It shows the rate at which areas either improved or worsened between November 12 and 19 - with most showing a significant reduction in cases per 100,000 people.
Infections sharply dropped in much of the north of England - including Teesside, Greater Manchester, and West Yorkshire.
The document said that if there was "continued improvement" these Tier 3 areas could be "candidates for de-escalation" in early 2021.
It is not known whether this is still the case as ministers are put under increasing pressure to release some areas from tougher restrictions before Christmas.
Most notably, Kent was the only area to dramatically worsen in that week, jumping from an infection rate of around 230 to over 300.
The latest data from Kent's main NHS Trusts reports 367 Covid-19 patients in the county's seven main hospitals on 17 November - up from 40 a month before.
Local leaders and MPs have expressed anger at the area jumping from Tier 1 pre-lockdown to Tier 3 - with many towns far below the national average infection rate.

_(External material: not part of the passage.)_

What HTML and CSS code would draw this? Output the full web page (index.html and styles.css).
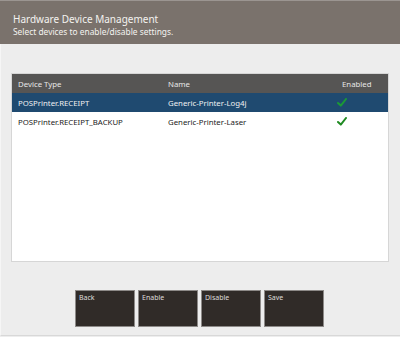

LBC's Nick Ferrari challenged communities secretary Robert Jenrick about the dramatic change, highlighting that Tunbridge Wells in Kent has an infection rate of 117.9 compared to 342.9 in Havering, London, which will fall into Tier 2 restrictions.
Speaking on Friday morning Mr Jenrick said: "One of the things we've had to consider is whether or not to break up areas into very small units.
"We have assessed every part of the country individually but we've also looked at whether it's sensible to have one town in one tier and another town not so far away in another.
"When we've done that in the past we've learnt that very quickly the virus can just spread."
Boris Johnson on Friday defended the new coronavirus tier system, saying it was the only option for Government to avoid "loads and loads of complicated sub-divisions".
The Prime Minister said they were essential to get coronavirus down but acknowledged why people might be "frustrated" by the rules, particularly if they were in an area with low infection rates.